-- Start Data shown --

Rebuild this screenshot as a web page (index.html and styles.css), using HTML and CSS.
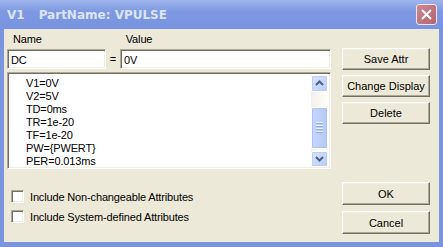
FILE: index.html
```html
<!DOCTYPE html>
<html lang="en">
<head>
    <meta charset="UTF-8">
    <title>V1 PartName: VPULSE</title>
    <link rel="stylesheet" href="styles.css">
</head>
<body>
    <div class="window">
        <!-- Title bar -->
        <div class="titlebar">
            <span class="title">V1</span>
            <span class="title title-part">PartName: VPULSE</span>
            <button class="close">
                <svg width="11" height="11" viewBox="0 0 11 11"><path d="M1 1 L10 10 M10 1 L1 10" stroke="#fff" stroke-width="2"/></svg>
            </button>
        </div>

        <div class="client">
            <div class="left">
                <div class="labels">
                    <span class="lbl-name">Name</span>
                    <span class="lbl-value">Value</span>
                </div>
                <div class="fields">
                    <div class="field field-name">DC</div>
                    <span class="eq">=</span>
                    <div class="field field-value">0V</div>
                </div>
                <div class="listbox">
                    <ul class="items">
                        <li>V1=0V</li>
                        <li>V2=5V</li>
                        <li>TD=0ms</li>
                        <li>TR=1e-20</li>
                        <li>TF=1e-20</li>
                        <li>PW={PWERT}</li>
                        <li>PER=0.013ms</li>
                    </ul>
                    <div class="scrollbar">
                        <div class="sb-btn">
                            <svg width="9" height="6" viewBox="0 0 9 6"><path d="M1 5 L4.5 1.5 L8 5" fill="none" stroke="#4d6185" stroke-width="2"/></svg>
                        </div>
                        <div class="sb-track">
                            <div class="sb-thumb">
                                <span></span><span></span><span></span><span></span>
                            </div>
                        </div>
                        <div class="sb-btn">
                            <svg width="9" height="6" viewBox="0 0 9 6"><path d="M1 1 L4.5 4.5 L8 1" fill="none" stroke="#4d6185" stroke-width="2"/></svg>
                        </div>
                    </div>
                </div>
                <div class="checks">
                    <label class="check"><span class="box"></span>Include Non-changeable Attributes</label>
                    <label class="check"><span class="box"></span>Include System-defined Attributes</label>
                </div>
            </div>

            <div class="right">
                <button class="btn">Save Attr</button>
                <button class="btn">Change Display</button>
                <button class="btn">Delete</button>
                <div class="spacer"></div>
                <button class="btn btn-tall">OK</button>
                <button class="btn btn-tall">Cancel</button>
            </div>
        </div>
    </div>
</body>
</html>
```

FILE: styles.css
```css
body { margin: 0; font-family: "Liberation Sans", Arial, sans-serif; font-size: 11px; letter-spacing: -0.15px; color: #000; }
.window { width: 443px; height: 247px; box-sizing: border-box; padding: 0 4px 5px; background: #7b94de; display: flex; flex-direction: column; }

.titlebar { height: 29px; display: flex; align-items: center; background: linear-gradient(#9fb4ec, #7e99e2 40%, #7893df); margin: 0 -4px; padding: 0 6px 0 7px; }
.title { font-family: "DejaVu Sans", sans-serif; font-weight: bold; font-size: 12px; letter-spacing: 0; color: #dbe4f8; }
.title-part { margin-left: 14px; }
.close { margin-left: auto; width: 21px; height: 21px; padding: 0; border: 1px solid #f2e4e8; border-radius: 3px; background: linear-gradient(135deg, #cc8790, #b4636f); display: flex; align-items: center; justify-content: center; }

.client { flex: 1; background: #ece9d8; display: flex; padding: 0 9px 0 3px; }
.left { width: 324px; display: flex; flex-direction: column; }
.right { margin-left: 11px; flex: 1; display: flex; flex-direction: column; padding-top: 19px; }

.labels { height: 20px; display: flex; align-items: center; }
.lbl-name { margin-left: 6px; }
.lbl-value { margin-left: 84px; }

.fields { display: flex; align-items: center; height: 20px; }
.field { box-sizing: border-box; height: 20px; background: #fff; border: 1px solid; border-color: #aca899 #fff #fff #aca899; box-shadow: inset 1px 1px #716f64, inset -1px -1px #f1efe2; padding: 3px 0 0 3px; line-height: 14px; }
.field-name { width: 99px; }
.eq { width: 14px; text-align: center; }
.field-value { width: 211px; }

.listbox { margin-top: 3px; height: 97px; box-sizing: border-box; background: #fff; border: 1px solid; border-color: #aca899 #fff #fff #aca899; box-shadow: inset 1px 1px #716f64, inset -1px -1px #f1efe2; padding: 2px 2px 1px 2px; display: flex; }
.items { list-style: none; margin: 0; padding: 2px 0 0 16px; flex: 1; }
.items li { height: 13px; line-height: 13px; }

.scrollbar { width: 17px; display: flex; flex-direction: column; background: linear-gradient(90deg, #f3f1ec, #fefefb); }
.sb-btn { box-sizing: border-box; height: 17px; border: 1px solid #fff; border-radius: 2px; background: linear-gradient(135deg, #d9e4fd, #b9cbf7); box-shadow: inset 0 0 0 1px #b8cdf7; display: flex; align-items: center; justify-content: center; }
.sb-track { flex: 1; display: flex; flex-direction: column; padding: 15px 0 2px; }
.sb-thumb { height: 42px; box-sizing: border-box; border: 1px solid #fff; border-radius: 2px; background: linear-gradient(90deg, #c6d5fb, #b5c9f7); box-shadow: inset 0 0 0 1px #adc2f3; display: flex; flex-direction: column; align-items: center; justify-content: center; gap: 1px; }
.sb-thumb span { width: 7px; height: 1px; background: #eef3fe; box-shadow: 0 1px #8faaeb; margin-bottom: 1px; }

.checks { margin-top: 21px; display: flex; flex-direction: column; gap: 7px; }
.check { display: flex; align-items: center; height: 13px; }
.box { box-sizing: border-box; width: 13px; height: 13px; margin: 0 6px 0 4px; background: #fff; border: 1px solid; border-color: #aca899 #fff #fff #aca899; box-shadow: inset 1px 1px #716f64, inset -1px -1px #f1efe2; }

.btn { box-sizing: border-box; height: 22px; width: 88px; margin-bottom: 5px; padding: 0; font: inherit; background: #ece9d8; border: 1px solid; border-color: #fff #716f64 #716f64 #fff; box-shadow: inset -1px -1px #aca899, inset 1px 1px #f1efe2; color: #000; }
.btn-tall { height: 23px; margin-bottom: 6px; }
.spacer { height: 53px; }
```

-- End Data shown --

■ **Problem statement**: Leaving out the pictures, repeat the data above exactly.

■ **Response to this exercise**:
Rebuild this screenshot as a web page (index.html and styles.css), using HTML and CSS.
FILE: index.html
```html
<!DOCTYPE html>
<html lang="en">
<head>
    <meta charset="UTF-8">
    <title>V1 PartName: VPULSE</title>
    <link rel="stylesheet" href="styles.css">
</head>
<body>
    <div class="window">
        <!-- Title bar -->
        <div class="titlebar">
            <span class="title">V1</span>
            <span class="title title-part">PartName: VPULSE</span>
            <button class="close">
                <svg width="11" height="11" viewBox="0 0 11 11"><path d="M1 1 L10 10 M10 1 L1 10" stroke="#fff" stroke-width="2"/></svg>
            </button>
        </div>

        <div class="client">
            <div class="left">
                <div class="labels">
                    <span class="lbl-name">Name</span>
                    <span class="lbl-value">Value</span>
                </div>
                <div class="fields">
                    <div class="field field-name">DC</div>
                    <span class="eq">=</span>
                    <div class="field field-value">0V</div>
                </div>
                <div class="listbox">
                    <ul class="items">
                        <li>V1=0V</li>
                        <li>V2=5V</li>
                        <li>TD=0ms</li>
                        <li>TR=1e-20</li>
                        <li>TF=1e-20</li>
                        <li>PW={PWERT}</li>
                        <li>PER=0.013ms</li>
                    </ul>
                    <div class="scrollbar">
                        <div class="sb-btn">
                            <svg width="9" height="6" viewBox="0 0 9 6"><path d="M1 5 L4.5 1.5 L8 5" fill="none" stroke="#4d6185" stroke-width="2"/></svg>
                        </div>
                        <div class="sb-track">
                            <div class="sb-thumb">
                                <span></span><span></span><span></span><span></span>
                            </div>
                        </div>
                        <div class="sb-btn">
                            <svg width="9" height="6" viewBox="0 0 9 6"><path d="M1 1 L4.5 4.5 L8 1" fill="none" stroke="#4d6185" stroke-width="2"/></svg>
                        </div>
                    </div>
                </div>
                <div class="checks">
                    <label class="check"><span class="box"></span>Include Non-changeable Attributes</label>
                    <label class="check"><span class="box"></span>Include System-defined Attributes</label>
                </div>
            </div>

            <div class="right">
                <button class="btn">Save Attr</button>
                <button class="btn">Change Display</button>
                <button class="btn">Delete</button>
                <div class="spacer"></div>
                <button class="btn btn-tall">OK</button>
                <button class="btn btn-tall">Cancel</button>
            </div>
        </div>
    </div>
</body>
</html>
```

FILE: styles.css
```css
body { margin: 0; font-family: "Liberation Sans", Arial, sans-serif; font-size: 11px; letter-spacing: -0.15px; color: #000; }
.window { width: 443px; height: 247px; box-sizing: border-box; padding: 0 4px 5px; background: #7b94de; display: flex; flex-direction: column; }

.titlebar { height: 29px; display: flex; align-items: center; background: linear-gradient(#9fb4ec, #7e99e2 40%, #7893df); margin: 0 -4px; padding: 0 6px 0 7px; }
.title { font-family: "DejaVu Sans", sans-serif; font-weight: bold; font-size: 12px; letter-spacing: 0; color: #dbe4f8; }
.title-part { margin-left: 14px; }
.close { margin-left: auto; width: 21px; height: 21px; padding: 0; border: 1px solid #f2e4e8; border-radius: 3px; background: linear-gradient(135deg, #cc8790, #b4636f); display: flex; align-items: center; justify-content: center; }

.client { flex: 1; background: #ece9d8; display: flex; padding: 0 9px 0 3px; }
.left { width: 324px; display: flex; flex-direction: column; }
.right { margin-left: 11px; flex: 1; display: flex; flex-direction: column; padding-top: 19px; }

.labels { height: 20px; display: flex; align-items: center; }
.lbl-name { margin-left: 6px; }
.lbl-value { margin-left: 84px; }

.fields { display: flex; align-items: center; height: 20px; }
.field { box-sizing: border-box; height: 20px; background: #fff; border: 1px solid; border-color: #aca899 #fff #fff #aca899; box-shadow: inset 1px 1px #716f64, inset -1px -1px #f1efe2; padding: 3px 0 0 3px; line-height: 14px; }
.field-name { width: 99px; }
.eq { width: 14px; text-align: center; }
.field-value { width: 211px; }

.listbox { margin-top: 3px; height: 97px; box-sizing: border-box; background: #fff; border: 1px solid; border-color: #aca899 #fff #fff #aca899; box-shadow: inset 1px 1px #716f64, inset -1px -1px #f1efe2; padding: 2px 2px 1px 2px; display: flex; }
.items { list-style: none; margin: 0; padding: 2px 0 0 16px; flex: 1; }
.items li { height: 13px; line-height: 13px; }

.scrollbar { width: 17px; display: flex; flex-direction: column; background: linear-gradient(90deg, #f3f1ec, #fefefb); }
.sb-btn { box-sizing: border-box; height: 17px; border: 1px solid #fff; border-radius: 2px; background: linear-gradient(135deg, #d9e4fd, #b9cbf7); box-shadow: inset 0 0 0 1px #b8cdf7; display: flex; align-items: center; justify-content: center; }
.sb-track { flex: 1; display: flex; flex-direction: column; padding: 15px 0 2px; }
.sb-thumb { height: 42px; box-sizing: border-box; border: 1px solid #fff; border-radius: 2px; background: linear-gradient(90deg, #c6d5fb, #b5c9f7); box-shadow: inset 0 0 0 1px #adc2f3; display: flex; flex-direction: column; align-items: center; justify-content: center; gap: 1px; }
.sb-thumb span { width: 7px; height: 1px; background: #eef3fe; box-shadow: 0 1px #8faaeb; margin-bottom: 1px; }

.checks { margin-top: 21px; display: flex; flex-direction: column; gap: 7px; }
.check { display: flex; align-items: center; height: 13px; }
.box { box-sizing: border-box; width: 13px; height: 13px; margin: 0 6px 0 4px; background: #fff; border: 1px solid; border-color: #aca899 #fff #fff #aca899; box-shadow: inset 1px 1px #716f64, inset -1px -1px #f1efe2; }

.btn { box-sizing: border-box; height: 22px; width: 88px; margin-bottom: 5px; padding: 0; font: inherit; background: #ece9d8; border: 1px solid; border-color: #fff #716f64 #716f64 #fff; box-shadow: inset -1px -1px #aca899, inset 1px 1px #f1efe2; color: #000; }
.btn-tall { height: 23px; margin-bottom: 6px; }
.spacer { height: 53px; }
```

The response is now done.